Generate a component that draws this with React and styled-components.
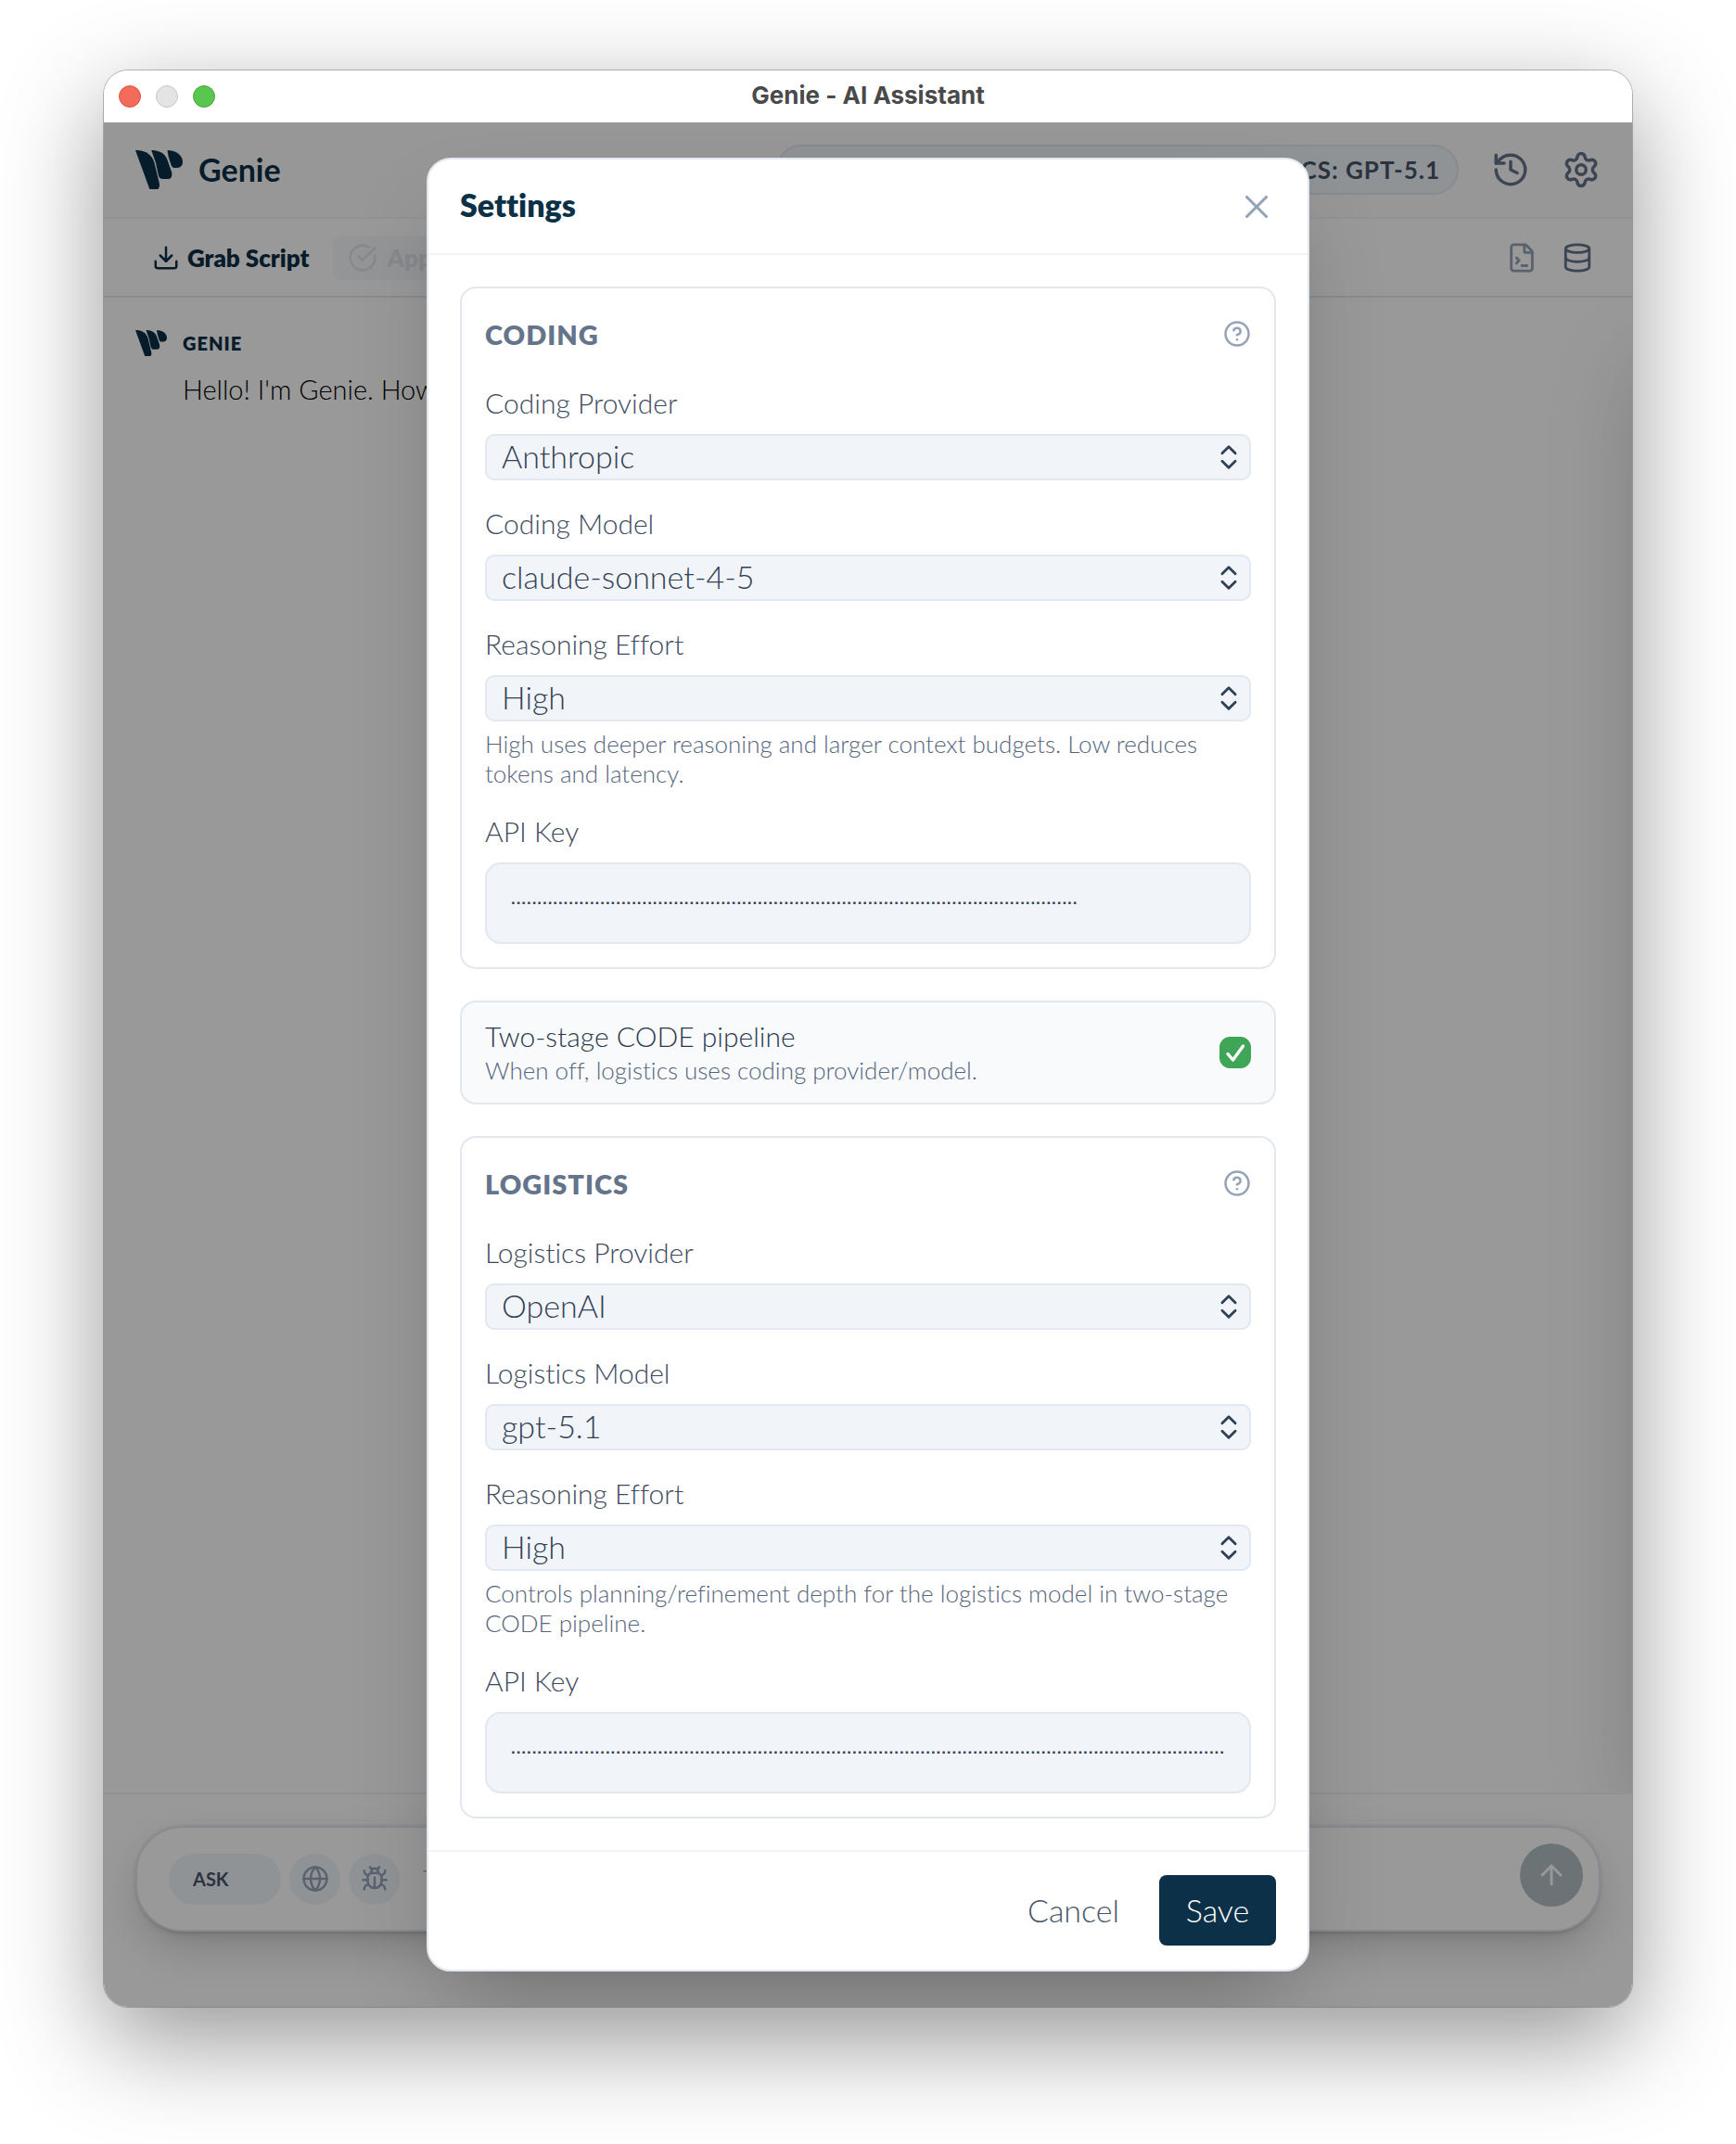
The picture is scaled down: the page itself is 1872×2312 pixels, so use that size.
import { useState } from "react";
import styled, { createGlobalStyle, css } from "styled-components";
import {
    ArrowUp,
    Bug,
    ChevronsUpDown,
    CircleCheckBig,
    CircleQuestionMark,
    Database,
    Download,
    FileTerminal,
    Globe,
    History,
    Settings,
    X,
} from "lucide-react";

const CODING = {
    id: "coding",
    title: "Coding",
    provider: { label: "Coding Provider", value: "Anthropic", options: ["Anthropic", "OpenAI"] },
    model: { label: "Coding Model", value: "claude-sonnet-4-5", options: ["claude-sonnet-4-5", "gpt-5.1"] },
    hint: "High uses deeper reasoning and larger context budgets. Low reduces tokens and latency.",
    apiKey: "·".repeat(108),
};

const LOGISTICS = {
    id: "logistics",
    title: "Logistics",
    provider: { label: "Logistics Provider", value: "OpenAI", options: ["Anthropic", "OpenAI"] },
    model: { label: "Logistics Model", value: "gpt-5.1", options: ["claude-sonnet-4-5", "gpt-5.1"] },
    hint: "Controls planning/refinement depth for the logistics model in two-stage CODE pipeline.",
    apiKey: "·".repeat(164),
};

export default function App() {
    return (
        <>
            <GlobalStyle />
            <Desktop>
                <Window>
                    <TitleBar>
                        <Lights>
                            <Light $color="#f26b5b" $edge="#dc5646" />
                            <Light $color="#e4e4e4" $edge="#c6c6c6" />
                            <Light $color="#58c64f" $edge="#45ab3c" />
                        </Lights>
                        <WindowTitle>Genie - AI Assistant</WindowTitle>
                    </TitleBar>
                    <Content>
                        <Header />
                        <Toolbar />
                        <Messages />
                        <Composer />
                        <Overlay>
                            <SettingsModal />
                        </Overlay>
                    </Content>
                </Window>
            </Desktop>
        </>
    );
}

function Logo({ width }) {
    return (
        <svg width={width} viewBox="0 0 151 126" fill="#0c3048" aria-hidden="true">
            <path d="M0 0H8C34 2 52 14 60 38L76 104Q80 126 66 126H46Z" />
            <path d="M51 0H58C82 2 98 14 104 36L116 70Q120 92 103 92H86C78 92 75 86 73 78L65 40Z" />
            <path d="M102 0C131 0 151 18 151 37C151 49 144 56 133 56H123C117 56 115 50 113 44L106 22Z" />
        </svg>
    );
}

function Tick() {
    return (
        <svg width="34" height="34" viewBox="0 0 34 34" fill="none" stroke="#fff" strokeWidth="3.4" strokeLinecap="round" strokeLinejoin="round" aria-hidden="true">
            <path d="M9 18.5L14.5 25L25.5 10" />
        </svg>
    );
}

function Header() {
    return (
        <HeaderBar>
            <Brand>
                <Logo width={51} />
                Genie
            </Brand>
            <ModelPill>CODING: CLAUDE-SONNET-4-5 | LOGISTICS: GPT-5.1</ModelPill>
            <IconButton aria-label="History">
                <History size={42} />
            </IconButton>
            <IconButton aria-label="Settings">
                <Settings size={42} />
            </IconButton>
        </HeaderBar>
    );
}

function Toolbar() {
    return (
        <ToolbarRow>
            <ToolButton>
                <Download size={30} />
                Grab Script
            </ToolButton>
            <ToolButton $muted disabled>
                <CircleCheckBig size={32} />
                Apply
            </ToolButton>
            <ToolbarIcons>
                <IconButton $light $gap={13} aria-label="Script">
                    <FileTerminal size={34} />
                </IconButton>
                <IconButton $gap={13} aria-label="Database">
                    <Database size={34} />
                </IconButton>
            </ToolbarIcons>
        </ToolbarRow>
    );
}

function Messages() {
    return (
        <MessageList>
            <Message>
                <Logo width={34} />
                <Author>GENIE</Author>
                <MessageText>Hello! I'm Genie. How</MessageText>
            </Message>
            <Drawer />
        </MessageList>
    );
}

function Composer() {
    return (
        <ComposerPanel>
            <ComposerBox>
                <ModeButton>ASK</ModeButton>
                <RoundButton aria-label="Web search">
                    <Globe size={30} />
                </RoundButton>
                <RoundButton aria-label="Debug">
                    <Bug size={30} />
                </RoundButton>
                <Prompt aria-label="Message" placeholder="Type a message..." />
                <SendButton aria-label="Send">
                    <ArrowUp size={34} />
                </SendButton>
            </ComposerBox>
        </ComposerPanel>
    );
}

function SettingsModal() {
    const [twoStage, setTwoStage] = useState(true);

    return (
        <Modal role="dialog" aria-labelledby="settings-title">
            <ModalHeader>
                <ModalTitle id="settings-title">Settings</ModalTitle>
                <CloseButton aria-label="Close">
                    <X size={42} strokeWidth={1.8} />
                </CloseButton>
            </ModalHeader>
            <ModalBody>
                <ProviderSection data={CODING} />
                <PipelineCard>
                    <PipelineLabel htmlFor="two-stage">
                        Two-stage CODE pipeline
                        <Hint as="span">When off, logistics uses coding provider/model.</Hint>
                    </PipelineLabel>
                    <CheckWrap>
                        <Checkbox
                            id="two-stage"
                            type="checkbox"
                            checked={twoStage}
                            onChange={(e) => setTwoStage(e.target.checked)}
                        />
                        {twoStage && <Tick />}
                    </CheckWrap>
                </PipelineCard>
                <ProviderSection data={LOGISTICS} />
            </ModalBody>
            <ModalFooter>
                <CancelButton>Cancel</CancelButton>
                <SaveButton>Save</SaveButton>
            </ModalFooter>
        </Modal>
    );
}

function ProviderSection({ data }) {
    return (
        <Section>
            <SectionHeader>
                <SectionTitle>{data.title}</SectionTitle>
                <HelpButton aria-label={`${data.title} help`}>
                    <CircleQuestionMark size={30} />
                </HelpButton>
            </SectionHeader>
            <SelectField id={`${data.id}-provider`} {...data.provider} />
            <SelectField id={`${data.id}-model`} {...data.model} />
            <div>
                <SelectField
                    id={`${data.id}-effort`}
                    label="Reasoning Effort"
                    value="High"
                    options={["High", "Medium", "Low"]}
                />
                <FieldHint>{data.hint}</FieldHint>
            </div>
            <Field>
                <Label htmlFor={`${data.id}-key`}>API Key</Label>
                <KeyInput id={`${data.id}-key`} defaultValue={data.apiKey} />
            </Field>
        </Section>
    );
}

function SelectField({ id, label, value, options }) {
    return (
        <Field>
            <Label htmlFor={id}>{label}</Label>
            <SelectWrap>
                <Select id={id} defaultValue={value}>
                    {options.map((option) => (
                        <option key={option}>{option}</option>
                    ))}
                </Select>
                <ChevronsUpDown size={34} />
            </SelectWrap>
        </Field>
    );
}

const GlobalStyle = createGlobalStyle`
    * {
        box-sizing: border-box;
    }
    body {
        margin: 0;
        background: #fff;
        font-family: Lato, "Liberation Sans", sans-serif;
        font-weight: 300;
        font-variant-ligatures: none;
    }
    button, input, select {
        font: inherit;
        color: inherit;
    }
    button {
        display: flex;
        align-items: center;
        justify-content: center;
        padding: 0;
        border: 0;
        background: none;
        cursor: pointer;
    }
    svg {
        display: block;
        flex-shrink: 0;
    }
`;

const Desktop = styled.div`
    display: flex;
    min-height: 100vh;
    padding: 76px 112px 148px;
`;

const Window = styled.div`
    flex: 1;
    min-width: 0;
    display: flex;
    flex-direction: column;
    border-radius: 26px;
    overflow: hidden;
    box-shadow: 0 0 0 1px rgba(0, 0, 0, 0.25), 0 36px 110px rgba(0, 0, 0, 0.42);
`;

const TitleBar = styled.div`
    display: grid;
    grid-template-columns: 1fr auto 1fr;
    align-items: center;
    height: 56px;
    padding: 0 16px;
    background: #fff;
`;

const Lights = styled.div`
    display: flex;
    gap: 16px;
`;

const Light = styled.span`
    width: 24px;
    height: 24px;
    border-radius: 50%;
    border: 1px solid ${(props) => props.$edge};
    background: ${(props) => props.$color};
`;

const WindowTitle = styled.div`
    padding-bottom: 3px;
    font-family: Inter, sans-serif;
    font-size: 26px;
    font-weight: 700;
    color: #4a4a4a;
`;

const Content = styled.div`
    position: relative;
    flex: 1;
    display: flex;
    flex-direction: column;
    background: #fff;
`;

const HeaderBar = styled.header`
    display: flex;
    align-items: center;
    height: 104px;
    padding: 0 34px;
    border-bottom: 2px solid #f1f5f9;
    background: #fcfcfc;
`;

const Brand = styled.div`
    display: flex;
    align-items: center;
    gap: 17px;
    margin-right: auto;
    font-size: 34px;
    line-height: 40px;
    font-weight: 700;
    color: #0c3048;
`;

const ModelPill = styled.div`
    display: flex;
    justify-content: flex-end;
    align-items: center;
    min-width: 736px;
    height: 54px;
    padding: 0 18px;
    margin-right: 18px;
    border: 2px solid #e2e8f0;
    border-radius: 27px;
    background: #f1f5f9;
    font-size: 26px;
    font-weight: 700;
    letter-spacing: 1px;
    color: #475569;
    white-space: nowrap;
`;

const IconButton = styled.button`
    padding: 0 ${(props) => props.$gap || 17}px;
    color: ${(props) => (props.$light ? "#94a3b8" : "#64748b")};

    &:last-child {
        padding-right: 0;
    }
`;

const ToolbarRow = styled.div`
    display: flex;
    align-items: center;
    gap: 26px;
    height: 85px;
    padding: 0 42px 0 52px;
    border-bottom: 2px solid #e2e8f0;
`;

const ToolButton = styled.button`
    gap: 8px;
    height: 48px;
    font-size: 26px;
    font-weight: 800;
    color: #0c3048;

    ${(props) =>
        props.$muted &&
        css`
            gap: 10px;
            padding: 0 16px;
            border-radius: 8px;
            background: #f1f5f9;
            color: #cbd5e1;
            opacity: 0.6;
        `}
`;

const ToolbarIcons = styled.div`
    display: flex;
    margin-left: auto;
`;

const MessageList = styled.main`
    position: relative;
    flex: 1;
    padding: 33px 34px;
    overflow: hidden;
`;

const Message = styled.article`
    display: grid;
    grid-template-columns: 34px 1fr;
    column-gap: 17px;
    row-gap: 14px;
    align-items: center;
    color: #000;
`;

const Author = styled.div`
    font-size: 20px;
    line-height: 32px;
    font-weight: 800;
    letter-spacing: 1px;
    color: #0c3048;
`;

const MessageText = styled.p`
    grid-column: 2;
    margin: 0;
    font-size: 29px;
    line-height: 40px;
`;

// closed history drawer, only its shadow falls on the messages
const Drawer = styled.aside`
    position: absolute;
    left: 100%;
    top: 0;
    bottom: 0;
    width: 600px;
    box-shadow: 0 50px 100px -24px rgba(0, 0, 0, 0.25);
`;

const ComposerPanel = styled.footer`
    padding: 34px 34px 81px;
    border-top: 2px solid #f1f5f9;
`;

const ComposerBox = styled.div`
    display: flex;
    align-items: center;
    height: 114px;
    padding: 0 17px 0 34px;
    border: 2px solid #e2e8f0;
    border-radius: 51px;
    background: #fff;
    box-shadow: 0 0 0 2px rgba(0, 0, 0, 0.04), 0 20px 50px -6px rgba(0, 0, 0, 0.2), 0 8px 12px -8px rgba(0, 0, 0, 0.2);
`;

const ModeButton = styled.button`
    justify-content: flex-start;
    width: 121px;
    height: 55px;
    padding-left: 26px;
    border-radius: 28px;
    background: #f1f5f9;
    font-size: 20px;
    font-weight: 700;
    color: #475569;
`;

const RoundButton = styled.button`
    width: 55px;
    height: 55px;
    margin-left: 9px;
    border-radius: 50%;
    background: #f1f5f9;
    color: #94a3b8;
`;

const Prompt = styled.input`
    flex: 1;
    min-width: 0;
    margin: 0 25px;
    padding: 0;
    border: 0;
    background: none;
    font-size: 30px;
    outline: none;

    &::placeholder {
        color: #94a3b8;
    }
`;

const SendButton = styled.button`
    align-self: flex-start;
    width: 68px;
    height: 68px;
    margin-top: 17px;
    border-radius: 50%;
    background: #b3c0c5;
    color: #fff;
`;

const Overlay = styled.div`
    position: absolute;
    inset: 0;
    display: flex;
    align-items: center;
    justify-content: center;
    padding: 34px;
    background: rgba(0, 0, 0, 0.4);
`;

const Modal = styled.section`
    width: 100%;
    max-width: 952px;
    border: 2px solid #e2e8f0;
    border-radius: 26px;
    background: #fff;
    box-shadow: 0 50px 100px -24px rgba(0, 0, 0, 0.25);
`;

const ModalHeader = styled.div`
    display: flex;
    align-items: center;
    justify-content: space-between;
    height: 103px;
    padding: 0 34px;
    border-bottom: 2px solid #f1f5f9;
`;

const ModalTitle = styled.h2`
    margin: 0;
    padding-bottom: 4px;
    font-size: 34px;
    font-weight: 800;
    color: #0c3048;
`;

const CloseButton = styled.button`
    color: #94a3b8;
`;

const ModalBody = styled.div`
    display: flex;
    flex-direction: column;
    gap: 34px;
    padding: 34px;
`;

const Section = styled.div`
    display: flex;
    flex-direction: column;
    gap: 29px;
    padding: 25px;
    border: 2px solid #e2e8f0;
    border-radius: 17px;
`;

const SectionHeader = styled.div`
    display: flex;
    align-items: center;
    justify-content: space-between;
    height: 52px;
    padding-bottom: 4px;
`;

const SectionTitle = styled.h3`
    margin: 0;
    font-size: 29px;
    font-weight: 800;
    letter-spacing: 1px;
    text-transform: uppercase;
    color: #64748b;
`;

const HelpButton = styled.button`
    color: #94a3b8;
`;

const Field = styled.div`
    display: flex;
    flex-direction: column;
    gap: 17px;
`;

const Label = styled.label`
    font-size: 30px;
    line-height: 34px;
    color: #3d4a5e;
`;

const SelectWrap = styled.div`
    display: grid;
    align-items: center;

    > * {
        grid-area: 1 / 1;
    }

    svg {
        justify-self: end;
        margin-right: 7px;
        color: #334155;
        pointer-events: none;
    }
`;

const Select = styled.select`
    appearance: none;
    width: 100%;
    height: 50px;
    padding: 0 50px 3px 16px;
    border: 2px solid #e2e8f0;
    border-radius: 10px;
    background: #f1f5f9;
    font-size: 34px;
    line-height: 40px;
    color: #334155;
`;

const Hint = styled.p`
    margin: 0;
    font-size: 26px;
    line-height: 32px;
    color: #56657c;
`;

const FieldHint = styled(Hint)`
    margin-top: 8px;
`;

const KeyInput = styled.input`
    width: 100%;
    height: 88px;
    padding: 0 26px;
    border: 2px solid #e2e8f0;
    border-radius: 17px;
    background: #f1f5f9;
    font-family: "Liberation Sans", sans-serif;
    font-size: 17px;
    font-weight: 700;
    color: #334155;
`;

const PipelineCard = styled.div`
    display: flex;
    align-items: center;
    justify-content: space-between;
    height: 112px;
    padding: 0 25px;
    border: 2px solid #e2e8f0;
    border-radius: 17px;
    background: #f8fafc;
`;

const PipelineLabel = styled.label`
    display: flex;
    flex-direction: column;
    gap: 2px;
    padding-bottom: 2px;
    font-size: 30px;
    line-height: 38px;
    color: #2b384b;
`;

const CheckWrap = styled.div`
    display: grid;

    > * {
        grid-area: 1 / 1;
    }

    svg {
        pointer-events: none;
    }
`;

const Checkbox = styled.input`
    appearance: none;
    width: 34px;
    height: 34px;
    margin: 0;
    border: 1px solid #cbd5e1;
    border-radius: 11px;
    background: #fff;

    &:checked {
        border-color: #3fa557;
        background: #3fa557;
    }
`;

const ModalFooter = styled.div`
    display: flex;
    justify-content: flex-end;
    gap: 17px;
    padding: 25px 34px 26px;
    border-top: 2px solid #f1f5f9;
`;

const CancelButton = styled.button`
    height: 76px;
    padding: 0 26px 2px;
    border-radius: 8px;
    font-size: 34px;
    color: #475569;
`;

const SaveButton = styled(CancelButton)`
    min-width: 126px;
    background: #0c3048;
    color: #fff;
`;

#####

◆ WHAT IS ASKED
Report how many lines of the data hold the string "that"; give only the number.

◆ FINAL ANSWER
2